The 1979 Egypt-Israel peace treaty, based on the 1978 Camp David accords that he helped broker, ended a state of war between the two Middle Eastern neighbors. He also pushed through a treaty to transfer the Panama Canal to the control of Panama, despite enduring criticisms, and fulfilled a campaign pledge in 1979 by completing negotiations on the establishment of full diplomatic ties between the U.S. and China.
(L to R) Then Israeli Prime Minister Menachem Begin, U.S. President Jimmy Carter and Egyptian President Anwar Sadat meet for talks at Camp David, Maryland, September 12, 1978. /CFP
However, the popularity of Carter, who is also remembered for creating the departments of energy and education, was hit by double-digit inflation, with interest rates exceeding 20 percent and gas prices soaring.
The 444-day-long Iran hostage crisis, which began when the U.S. embassy in Tehran was stormed in 1979 and more than 50 American hostages were taken, and ended the day Reagan took office, consumed the end of Carter's term and helped doom his chances of reelection, though he was also damaged by a primary challenge from Senator Ted Kennedy for the Democratic nomination in 1980.
Support for Carter's tackling of the crisis faded in April 1980 when a commando raid failed to rescue the hostages, and eight U.S. soldiers died in an aircraft accident in the Iranian desert.

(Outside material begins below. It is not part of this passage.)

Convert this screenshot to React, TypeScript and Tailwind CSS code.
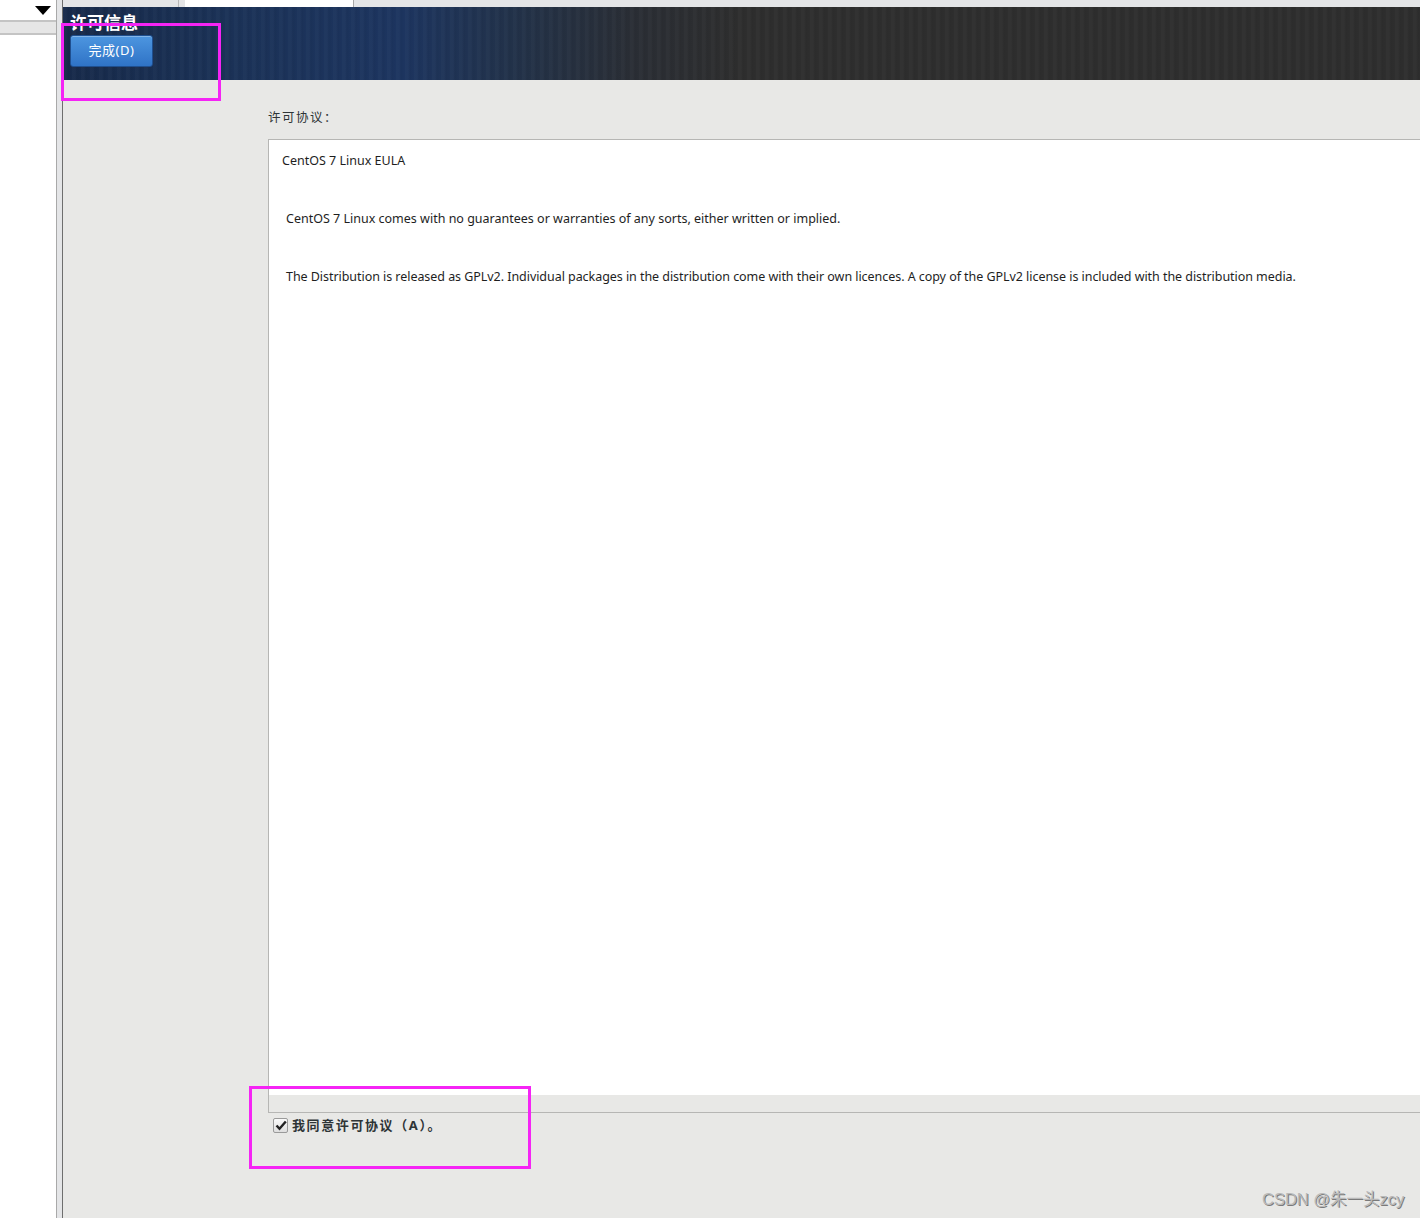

Iran held the hostages until minutes after Reagan, who beat Carter in 44 of the 50 states in the November 1980 election, took the oath of office.
Born on October 1, 1924, in Plains, Georgia, one of four children of a farmer and shopkeeper, Carter graduated from the U.S. Naval Academy in 1946, served in the nuclear submarine program and left to manage the family peanut farming business before becoming legislator and then governor in his home state.

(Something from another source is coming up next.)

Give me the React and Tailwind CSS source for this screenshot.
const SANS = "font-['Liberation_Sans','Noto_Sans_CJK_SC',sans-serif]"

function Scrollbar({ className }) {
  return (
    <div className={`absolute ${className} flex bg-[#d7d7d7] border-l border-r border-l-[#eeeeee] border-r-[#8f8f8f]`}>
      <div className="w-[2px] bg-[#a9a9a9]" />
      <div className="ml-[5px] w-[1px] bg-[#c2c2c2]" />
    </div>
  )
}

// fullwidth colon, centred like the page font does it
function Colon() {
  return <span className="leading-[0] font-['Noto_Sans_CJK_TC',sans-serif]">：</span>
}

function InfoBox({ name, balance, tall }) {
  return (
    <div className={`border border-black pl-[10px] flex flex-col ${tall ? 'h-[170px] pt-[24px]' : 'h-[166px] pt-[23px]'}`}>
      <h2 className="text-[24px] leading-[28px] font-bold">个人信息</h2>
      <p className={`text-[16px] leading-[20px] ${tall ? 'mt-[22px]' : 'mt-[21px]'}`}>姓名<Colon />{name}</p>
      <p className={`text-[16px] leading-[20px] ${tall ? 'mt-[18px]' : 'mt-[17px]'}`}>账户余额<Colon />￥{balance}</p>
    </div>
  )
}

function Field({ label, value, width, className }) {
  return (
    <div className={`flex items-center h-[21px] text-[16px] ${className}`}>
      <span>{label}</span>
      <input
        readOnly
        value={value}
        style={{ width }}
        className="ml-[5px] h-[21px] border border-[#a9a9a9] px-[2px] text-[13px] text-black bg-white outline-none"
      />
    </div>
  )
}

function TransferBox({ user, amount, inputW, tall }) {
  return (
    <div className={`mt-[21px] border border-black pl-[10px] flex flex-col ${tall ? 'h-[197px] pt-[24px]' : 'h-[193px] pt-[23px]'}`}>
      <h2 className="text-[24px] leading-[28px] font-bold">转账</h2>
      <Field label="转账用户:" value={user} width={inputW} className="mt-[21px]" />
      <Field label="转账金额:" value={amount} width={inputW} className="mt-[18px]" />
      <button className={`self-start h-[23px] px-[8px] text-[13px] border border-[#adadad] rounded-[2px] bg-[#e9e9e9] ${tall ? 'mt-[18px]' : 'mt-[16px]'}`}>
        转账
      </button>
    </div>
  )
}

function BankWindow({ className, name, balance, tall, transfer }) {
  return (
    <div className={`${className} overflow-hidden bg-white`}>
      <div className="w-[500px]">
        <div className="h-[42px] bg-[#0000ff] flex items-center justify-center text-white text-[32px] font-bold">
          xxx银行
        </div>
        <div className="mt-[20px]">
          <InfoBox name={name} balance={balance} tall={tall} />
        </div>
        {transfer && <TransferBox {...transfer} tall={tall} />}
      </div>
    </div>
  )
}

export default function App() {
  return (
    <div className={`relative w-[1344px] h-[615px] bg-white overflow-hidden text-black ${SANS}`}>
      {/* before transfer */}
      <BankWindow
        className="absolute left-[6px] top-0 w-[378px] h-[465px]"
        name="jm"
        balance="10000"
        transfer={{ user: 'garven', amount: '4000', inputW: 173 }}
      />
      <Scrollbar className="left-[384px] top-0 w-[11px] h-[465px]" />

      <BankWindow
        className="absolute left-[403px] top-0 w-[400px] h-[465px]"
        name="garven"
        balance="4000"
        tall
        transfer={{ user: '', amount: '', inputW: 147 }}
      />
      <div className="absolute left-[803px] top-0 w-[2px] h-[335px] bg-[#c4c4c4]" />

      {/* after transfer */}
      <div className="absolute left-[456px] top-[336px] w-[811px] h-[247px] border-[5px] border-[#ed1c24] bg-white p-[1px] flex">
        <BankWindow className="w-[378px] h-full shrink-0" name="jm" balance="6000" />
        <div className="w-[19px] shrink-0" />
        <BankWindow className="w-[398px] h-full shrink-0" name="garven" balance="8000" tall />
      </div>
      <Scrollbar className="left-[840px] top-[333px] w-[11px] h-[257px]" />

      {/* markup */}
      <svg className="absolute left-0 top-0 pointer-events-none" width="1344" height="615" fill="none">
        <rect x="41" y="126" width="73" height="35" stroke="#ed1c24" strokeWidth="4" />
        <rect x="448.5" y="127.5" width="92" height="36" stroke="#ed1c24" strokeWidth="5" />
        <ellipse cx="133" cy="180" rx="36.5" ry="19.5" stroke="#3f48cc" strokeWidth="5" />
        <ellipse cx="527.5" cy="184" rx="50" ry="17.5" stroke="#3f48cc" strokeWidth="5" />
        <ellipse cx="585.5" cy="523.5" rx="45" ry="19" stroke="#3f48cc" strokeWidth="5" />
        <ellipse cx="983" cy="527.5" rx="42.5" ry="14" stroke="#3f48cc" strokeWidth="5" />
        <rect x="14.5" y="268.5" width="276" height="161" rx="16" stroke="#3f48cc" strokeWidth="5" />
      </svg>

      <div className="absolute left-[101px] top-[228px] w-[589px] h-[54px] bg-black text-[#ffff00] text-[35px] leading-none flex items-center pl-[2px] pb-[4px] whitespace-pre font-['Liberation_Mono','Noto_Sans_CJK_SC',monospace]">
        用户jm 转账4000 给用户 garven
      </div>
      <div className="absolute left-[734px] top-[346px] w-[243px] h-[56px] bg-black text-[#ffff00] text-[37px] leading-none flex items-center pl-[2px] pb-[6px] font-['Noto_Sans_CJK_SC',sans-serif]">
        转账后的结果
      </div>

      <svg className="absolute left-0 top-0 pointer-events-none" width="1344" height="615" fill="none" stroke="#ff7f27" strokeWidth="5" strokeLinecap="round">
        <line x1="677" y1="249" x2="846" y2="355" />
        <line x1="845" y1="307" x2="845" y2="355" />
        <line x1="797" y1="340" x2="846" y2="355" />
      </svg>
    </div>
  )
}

Carter left the White House in 1981 and devoted himself to humanitarian and climate issues, often working hand in hand with his wife Rosalynn, who passed away in 2023. They were married for 77 years.
"Over the years, we became not only friends and lovers, but partners," the Washington Post quoted Rosalynn as saying at her husband's 90th birthday celebration. "He has always thought I could do anything." The pair had known each other for all of Rosalynn's life: she also grew up in Plains and was a childhood friend of Carter's younger sister, Ruth.
Former U.S. President Jimmy Carter and his wife Rosalynn at a Sotheby's Auction in New York City, October 4, 1983. /CFP
Known for a modest lifestyle – he also sought to reduce the pomp of the presidency – after leaving the White House the couple returned to the same two-bedroom house in Plains they lived in before entering politics.
A devout Christian, Carter lived longer after his term in office than any other U.S. president, and acknowledged that he was regarded as having a better record out of office than in.
He gained global acclaim as a tireless human rights advocate, a voice for the disenfranchised and a leader in the fight against hunger and poverty, winning the respect that eluded him in the White House. "I can't deny I'm a better ex-president than I was a president," he told reporters in 2005.
His nonprofit organization – the Carter Center – has helped tackle health emergencies and promote peace around the world, from Ethiopia and Eritrea to Bosnia and Haiti. He was also critical of U.S. foreign policy at times, calling the invasion of Iraq in 2003 one of the most "gross and damaging mistakes our nation ever made."
Carter was also an early proponent of climate issues, and installed solar panels on the White House in 1979 as a symbol of his plan to boost U.S. use of sustainable energy. Amid high gas prices, he said America's "energy crisis" was "the moral equivalent of war" and urged the country to embrace conservation. "Ours is the most wasteful nation on Earth," he told Americans in 1977.
In recent years, Carter experienced several health issues including melanoma that spread to his liver and brain. He decided to receive hospice care in Plains, the town of his birth, in Georgia, the state he governed, in February 2023 instead of undergoing additional medical intervention.
Jimmy Carter passed away at his home in Plains, Georgia, on Sunday.